Abu Muawiyah al-Aswad berkata, “Semua shahabatku lebih baik daripada diriku.” Ada yang bertanya, “Bagaimana bisa begitu?” ia menjawab, “Mereka semua memandangku lebih baik daripada dirinya, berarti dia lebih baik daripada diriku.” (Ahmad al-Qurthubi dalam tafsirnya, VII/6153, Kairo tanpa tahun)
Salah satu etika ukhuwah adalah engkau hendaknya memberikan perhatian kepada saudaramu dan jangan memalingkan wajah ketika ia berbicara kepadamu. Itu merupakan sunnah Nabi saw.
Tirmidzi meriwayatkan dalam asy-Syamil dengan sanadnya dari Ali ra. Nabi saw. selalu memberikan kepada setiap orang yang duduk menghadap beliau sebagian dari wajahnya. Tidaklah seseorang yang didengar pembicaraannya oleh beliau kecuali beliau menyangka bahwa dialah orang yang paling dihormati oleh beliau.
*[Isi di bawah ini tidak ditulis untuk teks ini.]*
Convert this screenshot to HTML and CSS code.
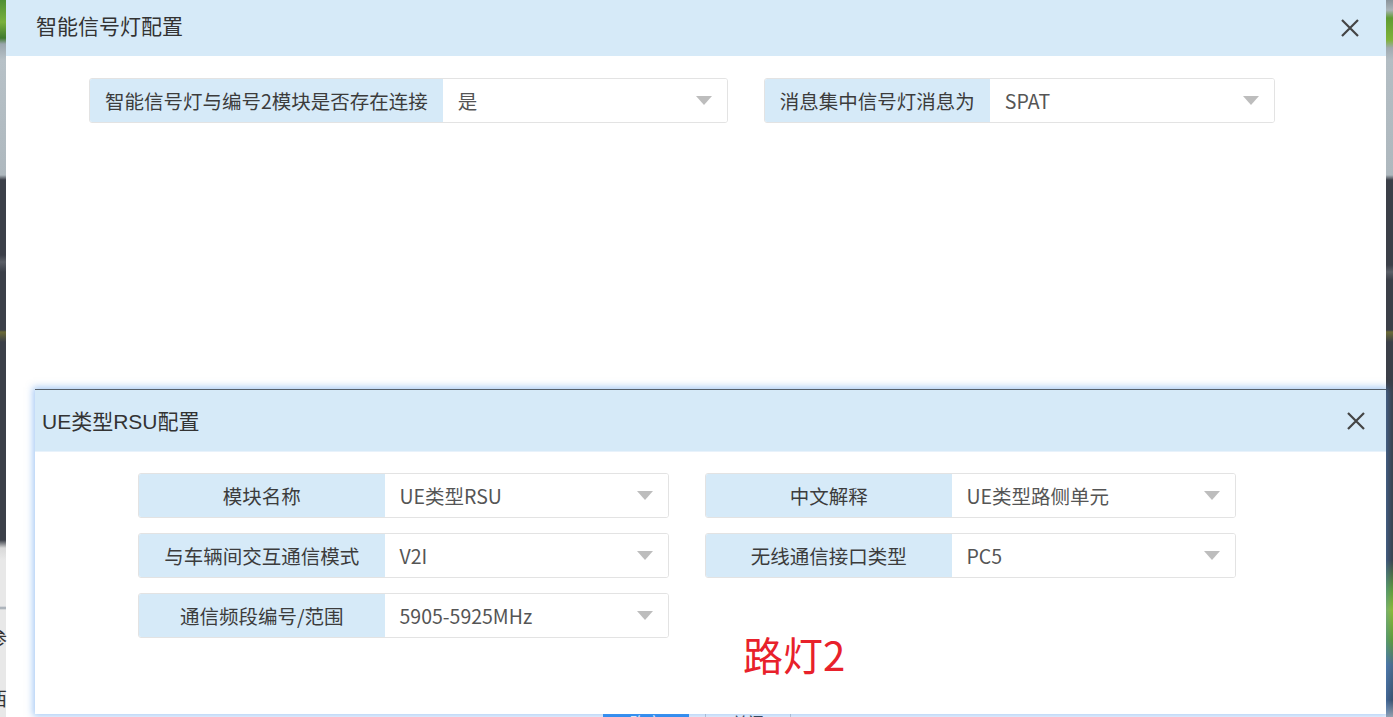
FILE: index.html
```html
<!DOCTYPE html>
<html lang="zh-CN">
<head>
<meta charset="utf-8">
<title>智能信号灯配置</title>
<link rel="stylesheet" href="styles.css">
</head>
<body>
<div class="desk">
  <div class="strip strip-left"><span class="strip-text t1">参</span><span class="strip-text t2">西</span></div>
  <div class="dialog dialog-main">
    <div class="dlg-head">
      <span class="dlg-title main-title">智能信号灯配置</span>
      <span class="dlg-close"><svg width="20" height="20" viewBox="0 0 20 20"><path d="M2 2L18 18M18 2L2 18" stroke="#444" stroke-width="2.2" fill="none"/></svg></span>
    </div>
    <div class="main-body">
      <div class="row-main">
        <div class="field">
          <div class="field-label pad">智能信号灯与编号2模块是否存在连接</div>
          <div class="field-select"><span class="val">是</span><span class="caret"></span></div>
        </div>
        <div class="field">
          <div class="field-label pad">消息集中信号灯消息为</div>
          <div class="field-select"><span class="val">SPAT</span><span class="caret"></span></div>
        </div>
      </div>
    </div>
    <div class="main-foot">
      <span class="btn btn-primary">确定</span>
      <span class="btn btn-default">关闭</span>
    </div>
  </div>
  <div class="strip strip-right"></div>

  <div class="dialog dialog-sub">
    <div class="dlg-head sub-head">
      <span class="dlg-title sub-title">UE类型RSU配置</span>
      <span class="dlg-close"><svg width="20" height="20" viewBox="0 0 20 20"><path d="M2 2L18 18M18 2L2 18" stroke="#444" stroke-width="2.2" fill="none"/></svg></span>
    </div>
    <div class="sub-body">
      <div class="grid">
        <div class="field">
          <div class="field-label fixed">模块名称</div>
          <div class="field-select"><span class="val">UE类型RSU</span><span class="caret"></span></div>
        </div>
        <div class="field">
          <div class="field-label fixed">中文解释</div>
          <div class="field-select"><span class="val">UE类型路侧单元</span><span class="caret"></span></div>
        </div>
        <div class="field">
          <div class="field-label fixed">与车辆间交互通信模式</div>
          <div class="field-select"><span class="val">V2I</span><span class="caret"></span></div>
        </div>
        <div class="field">
          <div class="field-label fixed">无线通信接口类型</div>
          <div class="field-select"><span class="val">PC5</span><span class="caret"></span></div>
        </div>
        <div class="field">
          <div class="field-label fixed">通信频段编号/范围</div>
          <div class="field-select"><span class="val">5905-5925MHz</span><span class="caret"></span></div>
        </div>
      </div>
    </div>
    <div class="note">路灯2</div>
  </div>
</div>
</body>
</html>
```
FILE: styles.css
```css
* { box-sizing: border-box; }
html, body { margin: 0; padding: 0; }
body {
  width: 1393px;
  height: 717px;
  overflow: hidden;
  font-family: "Noto Sans CJK SC", "Liberation Sans", sans-serif;
  color: #333;
}
.desk {
  position: relative;
  display: flex;
  width: 1393px;
  height: 717px;
  overflow: hidden;
}
.strip {
  position: relative;
  flex: none;
  height: 717px;
}
.strip-left {
  width: 6px;
  background: linear-gradient(to bottom,
    #4f8f33 0, #79b13d 22px, #3f7a2e 38px, #9aa6ad 44px, #b7c1c7 60px,
    #aeb8be 175px, #3b3f48 180px, #3b3f48 255px, #5a5e66 262px, #3b3f48 272px,
    #3b3f48 330px, #6b6a36 332px, #3b3f48 342px, #3b3f48 540px,
    #d9d9d9 548px, #e8e8e8 560px, #e8e8e8 606px, #9aa3ad 608px, #e8e8e8 610px, #e8e8e8 100%);
}
.strip-right {
  width: 7px;
  background: linear-gradient(to bottom,
    #8b949b 0, #aab3b8 10px, #5f9b32 18px, #7fb33a 40px, #a0aab0 48px, #b3bdc3 60px,
    #aeb8be 175px, #3b3f48 180px, #3b3f48 265px, #5a5e66 272px, #3b3f48 280px,
    #3b3f48 330px, #6b6a36 332px, #3b3f48 342px, #3b3f48 560px,
    #5f9b32 590px, #8fbd30 610px, #5f9b32 640px, #4b6a8a 665px, #3b4f6a 700px, #9aa3ad 100%);
}
.strip-text {
  position: absolute;
  left: -12px;
  font-size: 19px;
  color: #333;
  line-height: 1;
}
.t1 { top: 628px; }
.t2 { top: 688px; }

.dialog { background: #fff; }
.dialog-main {
  flex: none;
  width: 1380px;
  height: 717px;
  display: flex;
  flex-direction: column;
}
.dlg-head {
  flex: none;
  height: 56px;
  background: #d6eaf8;
  display: flex;
  align-items: center;
  justify-content: space-between;
  padding: 0 26px 0 30px;
}
.dlg-title {
  font-size: 21px;
  color: #333;
  font-family: "Liberation Sans", "Noto Sans CJK SC", sans-serif;
}
.main-title { margin-bottom: 6px; }
.dlg-close { display: flex; width: 20px; height: 20px; }
.main-body {
  flex: 1;
  padding: 22px 0 0 83px;
}
.row-main {
  display: flex;
  gap: 36px;
}
.field {
  display: flex;
  height: 45px;
  border: 1px solid #e3e3e3;
  border-radius: 3px;
  overflow: hidden;
}
.field-label {
  background: #d6eaf8;
  font-size: 19.5px;
  color: #3c3c3c;
  display: flex;
  align-items: center;
  white-space: nowrap;
}
.field-label.pad { padding: 0 15px; }
.field-label.fixed { width: 246px; justify-content: center; }
.field-select {
  width: 284px;
  display: flex;
  align-items: center;
  justify-content: space-between;
  padding: 0 15px;
  background: #fff;
}
.val { font-size: 19.5px; color: #555; white-space: nowrap; }
.caret {
  width: 0; height: 0;
  border-left: 8px solid transparent;
  border-right: 8px solid transparent;
  border-top: 9px solid #bdbdbd;
}
.main-foot {
  flex: none;
  height: 12px;
  display: flex;
  gap: 16px;
  padding-left: 597px;
}
.btn {
  width: 86px;
  height: 34px;
  font-size: 16px;
  display: flex;
  align-items: center;
  justify-content: center;
  border-radius: 3px;
}
.btn-primary { background: #2d8cf0; color: #fff; }
.btn-default { background: #fff; border: 1px solid #ccc; color: #333; }

.dialog-sub {
  position: absolute;
  left: 35px;
  top: 389px;
  width: 1351px;
  height: 325px;
  border-top: 1px solid #56606b;
  box-shadow: 0 0 7px 2px rgba(80, 150, 235, 0.5);
  display: flex;
  flex-direction: column;
}
.sub-head {
  height: 62px;
  padding: 0 20px 0 7px;
  border-bottom: 1px solid #e8f2fb;
}
.sub-title { font-size: 21px; margin-bottom: 2px; }
.sub-body {
  padding: 21px 0 0 103px;
}
.grid {
  display: grid;
  grid-template-columns: 531px 531px;
  column-gap: 36px;
  row-gap: 15px;
}
.note {
  position: absolute;
  left: 708px;
  top: 240px;
  font-size: 40px;
  line-height: 1.2;
  color: #e8212b;
}
```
Barangsiapa meminta suatu kebutuhan kepada beliau, pasti beliau memberikannya, atau kalau tidak, pasti beliau menjawabnya dengan perkataan yang baik.
Ashbahani meriwayatkan dalam kitabnya Akhlaq an-Nabi saw. dengan sanadnya dari Anas bin Malik ra. ia berkata, “Saya tidak pernah melihat sama sekali seseorang yang menggandeng tangan Rasulullah saw. kecuali beliau membiarkan tangannya hingga orang itu sendiri yang melepaskannya tangannya.”
Demikianlah, apabila orang-orang yang berukhuwah karena Allah mau melaksanakannya, niscaya mereka bisa memperkuat tali ukhuwah dalam Islam dan membuka jalan mereka menuju apa yang mereka cita-citakan.